# TASK:
All of the lines below are to be transcribed faithfully, with pictures excluded from the copy.

§ §

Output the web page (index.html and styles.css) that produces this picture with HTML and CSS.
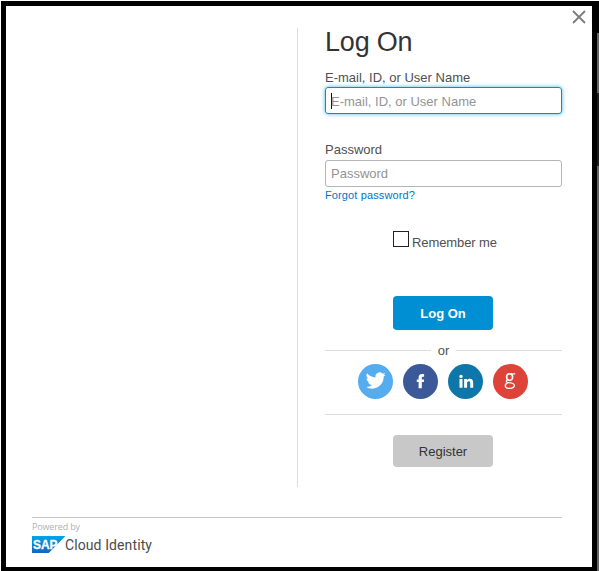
FILE: index.html
```html
<!DOCTYPE html>
<html lang="en">
<head>
<meta charset="utf-8">
<title>Log On</title>
<link rel="stylesheet" href="styles.css">
</head>
<body>
<div class="page">
  <main class="dialog">
    <button class="close" aria-label="Close">
      <svg width="14" height="14" viewBox="0 0 14 14"><path d="M1 1 13 13M13 1 1 13" stroke="#7b7b7b" stroke-width="1.8" fill="none"/></svg>
    </button>
    <div class="content">
      <form class="logon">
        <h1>Log On</h1>
        <label class="label" for="user">E-mail, ID, or User Name</label>
        <div class="field focused"><span class="caret"></span><input id="user" type="text" placeholder="E-mail, ID, or User Name"></div>
        <label class="label second" for="pass">Password</label>
        <div class="field"><input id="pass" type="password" placeholder="Password"></div>
        <a class="forgot">Forgot password?</a>
        <label class="remember"><span class="box"></span><span class="remember-text">Remember me</span></label>
        <button type="button" class="btn primary">Log On</button>
        <div class="or"><span>or</span></div>
        <div class="social">
          <a class="circle twitter"><svg width="35" height="35" viewBox="0 0 35 35"><path fill="#fff" transform="translate(7.8 6.6) scale(.83)" d="M23.95 4.57a10 10 0 0 1-2.82.77 4.96 4.96 0 0 0 2.16-2.72c-.95.55-2 .95-3.13 1.18a4.92 4.92 0 0 0-8.38 4.48C7.69 8.1 4.07 6.13 1.64 3.16a4.93 4.93 0 0 0 1.52 6.57 4.9 4.9 0 0 1-2.23-.61v.06a4.92 4.92 0 0 0 3.95 4.83 5 5 0 0 1-2.21.08 4.94 4.94 0 0 0 4.6 3.42A9.87 9.87 0 0 1 0 19.54a14 14 0 0 0 7.55 2.21c9.05 0 14-7.5 14-13.98 0-.21 0-.42-.02-.63a9.94 9.94 0 0 0 2.42-2.57z"/></svg></a>
          <a class="circle facebook"><svg width="35" height="35" viewBox="0 0 35 35"><path fill="#fff" d="M15.6 24.3v-6.2h-1.8v-2.7h1.8v-1.6c0-2.4 1.2-3.7 3.4-3.7h2.1v2.7h-1.2c-.8 0-1.1.4-1.1 1.2v1.4h2.3l-.3 2.7h-2v6.2z"/></svg></a>
          <a class="circle linkedin"><svg width="35" height="35" viewBox="0 0 35 35"><g fill="#fff"><circle cx="13" cy="12.4" r="1.7"/><path d="M11.5 15h3v8.8h-3zM16.1 15H19v1.3c.6-1 1.5-1.5 2.8-1.5 2.3 0 3.4 1.4 3.4 4v5h-3v-4.6c0-1.4-.4-2-1.4-2-1.1 0-1.7.8-1.7 2.1v4.5h-3z"/></g></svg></a>
          <a class="circle google"><svg width="35" height="35" viewBox="0 0 35 35"><g fill="none" stroke="#fff"><ellipse cx="16.6" cy="13" rx="3" ry="3.3" stroke-width="1.6"/><path stroke-width="1.2" d="M18 9.8h4.2M14.6 15.8c-1.9 1.4-1.8 2.4.2 2.7"/><path stroke-width="1.3" d="M14.6 18.4c3.4.4 6.8.4 6.8 2.9 0 1.9-1.9 3.1-4.7 3.1-2.9 0-4.4-1-4.4-2.7 0-1.5 1.2-2.4 3-3"/></g></svg></a>
        </div>
        <div class="rule"></div>
        <button type="button" class="btn register">Register</button>
      </form>
    </div>
    <footer>
      <div class="powered">Powered by</div>
      <div class="brand">
        <svg width="34" height="17" viewBox="0 0 34 17">
          <defs><linearGradient id="sap" x1="0" y1="0" x2="0" y2="1"><stop offset="0" stop-color="#00a5e6"/><stop offset="1" stop-color="#1766bd"/></linearGradient></defs>
          <path fill="url(#sap)" d="M0 0h33.5L16.8 17H0z"/>
          <text class="sap" x="1" y="13" textLength="24.5" lengthAdjust="spacingAndGlyphs">SAP</text>
        </svg>
        <span class="product">Cloud Identity</span>
      </div>
    </footer>
  </main>
  <div class="edge"><i class="thumb"></i><i class="gap"></i><i class="track"></i></div>
</div>
</body>
</html>
```
FILE: styles.css
```css
* { box-sizing: border-box; }
body {
  margin: 0;
  background: #fff;
  font-family: "Liberation Sans", Arial, sans-serif;
  font-size: 13px;
  color: #4f4f4f;
  overflow: hidden;
}
.page { display: flex; height: 571px; padding: 1px 0 0 1px; }
.dialog {
  position: relative;
  width: 596px;
  height: 570px;
  border: 5px solid #000;
  border-bottom-width: 4px;
  padding: 22px 30px 0 26px;
  background: #fff;
}
.edge { width: 2px; display: flex; flex-direction: column; background: #000; padding-top: 32px; }
.thumb { height: 60px; background: #666; }
.gap { height: 73px; background: #1b1b1b; }
.track { flex: 1; background: #666; }
.close {
  position: absolute;
  top: 4px;
  right: 6px;
  width: 14px;
  height: 14px;
  padding: 0;
  border: 0;
  background: none;
}
.close svg { display: block; }
.content { height: 459px; display: flex; justify-content: flex-end; }
.logon {
  width: 265px;
  border-left: 1px solid #dcdcdc;
  padding-left: 27px;
  display: flex;
  flex-direction: column;
}
h1 { margin: -3px 0 0; font-size: 27px; line-height: 34px; font-weight: 400; color: #333; letter-spacing: -.2px; }
.label { display: block; margin-top: 10px; height: 18px; line-height: 17px; white-space: nowrap; }
.label.second { margin-top: 27px; height: 19px; }
.field {
  height: 27px;
  border: 1px solid #b5b5b5;
  border-radius: 3px;
  padding-left: 5px;
  display: flex;
  align-items: center;
}
.field.focused { border-color: #008fd3; box-shadow: 0 0 4px #4db5ea; }
.focused input { padding-top: 1px; }
.caret { width: 1px; height: 16px; margin-right: -1px; background: #111; }
input {
  width: 100%;
  height: 25px;
  padding: 0;
  border: 0;
  outline: 0;
  background: none;
  font: 13px "Liberation Sans", Arial, sans-serif;
}
input::placeholder { color: #949494; opacity: 1; }
.forgot { font-size: 11px; line-height: 13px; margin-top: 2px; color: #0074c8; letter-spacing: .12px; }
.remember { display: flex; height: 20px; margin: 29px 0 0 68px; }
.box { width: 16px; height: 16px; border: 1px solid #222; }
.remember-text { margin: 4px 0 0 3px; line-height: 15px; letter-spacing: -.1px; }
.btn {
  margin-left: 68px;
  width: 100px;
  border: 0;
  border-radius: 4px;
  padding: 0;
  font: 13px "Liberation Sans", Arial, sans-serif;
}
.primary { height: 34px; margin-top: 45px; background: #008fd3; color: #fff; font-weight: 700; }
.register { height: 32px; margin-top: 20px; background: #c8c8c8; color: #333; }
.or { display: flex; align-items: center; gap: 7px; height: 15px; margin-top: 13px; }
.or::before, .or::after { content: ""; flex: 1; height: 1px; background: #dcdcdc; }
.social { display: flex; gap: 10px; margin: 6px 0 0 33px; }
.circle { width: 35px; height: 35px; border-radius: 50%; }
.circle svg { display: block; }
.twitter { background: #55acee; }
.facebook { background: #3b5998; }
.linkedin { background: #0e76a8; }
.google { background: #dd4339; }
.rule { height: 1px; margin-top: 15px; background: #dcdcdc; }
footer { margin-top: 30px; border-top: 1px solid #c6c6c6; padding-top: 3px; }
.powered { font: 9px/12px "Open Sans", sans-serif; color: #b1b1b1; letter-spacing: -.15px; }
.brand { display: flex; margin-top: 3px; }
.sap { font: 700 12.5px "Liberation Sans", sans-serif; fill: #fff; stroke: #fff; stroke-width: .3px; }
.product { margin-left: -1px; font: 14px/19px Roboto, sans-serif; color: #4c4c4c; letter-spacing: .1px; }
```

§ §

# RIGHT ANSWER:
Output the web page (index.html and styles.css) that produces this picture with HTML and CSS.
FILE: index.html
```html
<!DOCTYPE html>
<html lang="en">
<head>
<meta charset="utf-8">
<title>Log On</title>
<link rel="stylesheet" href="styles.css">
</head>
<body>
<div class="page">
  <main class="dialog">
    <button class="close" aria-label="Close">
      <svg width="14" height="14" viewBox="0 0 14 14"><path d="M1 1 13 13M13 1 1 13" stroke="#7b7b7b" stroke-width="1.8" fill="none"/></svg>
    </button>
    <div class="content">
      <form class="logon">
        <h1>Log On</h1>
        <label class="label" for="user">E-mail, ID, or User Name</label>
        <div class="field focused"><span class="caret"></span><input id="user" type="text" placeholder="E-mail, ID, or User Name"></div>
        <label class="label second" for="pass">Password</label>
        <div class="field"><input id="pass" type="password" placeholder="Password"></div>
        <a class="forgot">Forgot password?</a>
        <label class="remember"><span class="box"></span><span class="remember-text">Remember me</span></label>
        <button type="button" class="btn primary">Log On</button>
        <div class="or"><span>or</span></div>
        <div class="social">
          <a class="circle twitter"><svg width="35" height="35" viewBox="0 0 35 35"><path fill="#fff" transform="translate(7.8 6.6) scale(.83)" d="M23.95 4.57a10 10 0 0 1-2.82.77 4.96 4.96 0 0 0 2.16-2.72c-.95.55-2 .95-3.13 1.18a4.92 4.92 0 0 0-8.38 4.48C7.69 8.1 4.07 6.13 1.64 3.16a4.93 4.93 0 0 0 1.52 6.57 4.9 4.9 0 0 1-2.23-.61v.06a4.92 4.92 0 0 0 3.95 4.83 5 5 0 0 1-2.21.08 4.94 4.94 0 0 0 4.6 3.42A9.87 9.87 0 0 1 0 19.54a14 14 0 0 0 7.55 2.21c9.05 0 14-7.5 14-13.98 0-.21 0-.42-.02-.63a9.94 9.94 0 0 0 2.42-2.57z"/></svg></a>
          <a class="circle facebook"><svg width="35" height="35" viewBox="0 0 35 35"><path fill="#fff" d="M15.6 24.3v-6.2h-1.8v-2.7h1.8v-1.6c0-2.4 1.2-3.7 3.4-3.7h2.1v2.7h-1.2c-.8 0-1.1.4-1.1 1.2v1.4h2.3l-.3 2.7h-2v6.2z"/></svg></a>
          <a class="circle linkedin"><svg width="35" height="35" viewBox="0 0 35 35"><g fill="#fff"><circle cx="13" cy="12.4" r="1.7"/><path d="M11.5 15h3v8.8h-3zM16.1 15H19v1.3c.6-1 1.5-1.5 2.8-1.5 2.3 0 3.4 1.4 3.4 4v5h-3v-4.6c0-1.4-.4-2-1.4-2-1.1 0-1.7.8-1.7 2.1v4.5h-3z"/></g></svg></a>
          <a class="circle google"><svg width="35" height="35" viewBox="0 0 35 35"><g fill="none" stroke="#fff"><ellipse cx="16.6" cy="13" rx="3" ry="3.3" stroke-width="1.6"/><path stroke-width="1.2" d="M18 9.8h4.2M14.6 15.8c-1.9 1.4-1.8 2.4.2 2.7"/><path stroke-width="1.3" d="M14.6 18.4c3.4.4 6.8.4 6.8 2.9 0 1.9-1.9 3.1-4.7 3.1-2.9 0-4.4-1-4.4-2.7 0-1.5 1.2-2.4 3-3"/></g></svg></a>
        </div>
        <div class="rule"></div>
        <button type="button" class="btn register">Register</button>
      </form>
    </div>
    <footer>
      <div class="powered">Powered by</div>
      <div class="brand">
        <svg width="34" height="17" viewBox="0 0 34 17">
          <defs><linearGradient id="sap" x1="0" y1="0" x2="0" y2="1"><stop offset="0" stop-color="#00a5e6"/><stop offset="1" stop-color="#1766bd"/></linearGradient></defs>
          <path fill="url(#sap)" d="M0 0h33.5L16.8 17H0z"/>
          <text class="sap" x="1" y="13" textLength="24.5" lengthAdjust="spacingAndGlyphs">SAP</text>
        </svg>
        <span class="product">Cloud Identity</span>
      </div>
    </footer>
  </main>
  <div class="edge"><i class="thumb"></i><i class="gap"></i><i class="track"></i></div>
</div>
</body>
</html>
```
FILE: styles.css
```css
* { box-sizing: border-box; }
body {
  margin: 0;
  background: #fff;
  font-family: "Liberation Sans", Arial, sans-serif;
  font-size: 13px;
  color: #4f4f4f;
  overflow: hidden;
}
.page { display: flex; height: 571px; padding: 1px 0 0 1px; }
.dialog {
  position: relative;
  width: 596px;
  height: 570px;
  border: 5px solid #000;
  border-bottom-width: 4px;
  padding: 22px 30px 0 26px;
  background: #fff;
}
.edge { width: 2px; display: flex; flex-direction: column; background: #000; padding-top: 32px; }
.thumb { height: 60px; background: #666; }
.gap { height: 73px; background: #1b1b1b; }
.track { flex: 1; background: #666; }
.close {
  position: absolute;
  top: 4px;
  right: 6px;
  width: 14px;
  height: 14px;
  padding: 0;
  border: 0;
  background: none;
}
.close svg { display: block; }
.content { height: 459px; display: flex; justify-content: flex-end; }
.logon {
  width: 265px;
  border-left: 1px solid #dcdcdc;
  padding-left: 27px;
  display: flex;
  flex-direction: column;
}
h1 { margin: -3px 0 0; font-size: 27px; line-height: 34px; font-weight: 400; color: #333; letter-spacing: -.2px; }
.label { display: block; margin-top: 10px; height: 18px; line-height: 17px; white-space: nowrap; }
.label.second { margin-top: 27px; height: 19px; }
.field {
  height: 27px;
  border: 1px solid #b5b5b5;
  border-radius: 3px;
  padding-left: 5px;
  display: flex;
  align-items: center;
}
.field.focused { border-color: #008fd3; box-shadow: 0 0 4px #4db5ea; }
.focused input { padding-top: 1px; }
.caret { width: 1px; height: 16px; margin-right: -1px; background: #111; }
input {
  width: 100%;
  height: 25px;
  padding: 0;
  border: 0;
  outline: 0;
  background: none;
  font: 13px "Liberation Sans", Arial, sans-serif;
}
input::placeholder { color: #949494; opacity: 1; }
.forgot { font-size: 11px; line-height: 13px; margin-top: 2px; color: #0074c8; letter-spacing: .12px; }
.remember { display: flex; height: 20px; margin: 29px 0 0 68px; }
.box { width: 16px; height: 16px; border: 1px solid #222; }
.remember-text { margin: 4px 0 0 3px; line-height: 15px; letter-spacing: -.1px; }
.btn {
  margin-left: 68px;
  width: 100px;
  border: 0;
  border-radius: 4px;
  padding: 0;
  font: 13px "Liberation Sans", Arial, sans-serif;
}
.primary { height: 34px; margin-top: 45px; background: #008fd3; color: #fff; font-weight: 700; }
.register { height: 32px; margin-top: 20px; background: #c8c8c8; color: #333; }
.or { display: flex; align-items: center; gap: 7px; height: 15px; margin-top: 13px; }
.or::before, .or::after { content: ""; flex: 1; height: 1px; background: #dcdcdc; }
.social { display: flex; gap: 10px; margin: 6px 0 0 33px; }
.circle { width: 35px; height: 35px; border-radius: 50%; }
.circle svg { display: block; }
.twitter { background: #55acee; }
.facebook { background: #3b5998; }
.linkedin { background: #0e76a8; }
.google { background: #dd4339; }
.rule { height: 1px; margin-top: 15px; background: #dcdcdc; }
footer { margin-top: 30px; border-top: 1px solid #c6c6c6; padding-top: 3px; }
.powered { font: 9px/12px "Open Sans", sans-serif; color: #b1b1b1; letter-spacing: -.15px; }
.brand { display: flex; margin-top: 3px; }
.sap { font: 700 12.5px "Liberation Sans", sans-serif; fill: #fff; stroke: #fff; stroke-width: .3px; }
.product { margin-left: -1px; font: 14px/19px Roboto, sans-serif; color: #4c4c4c; letter-spacing: .1px; }
```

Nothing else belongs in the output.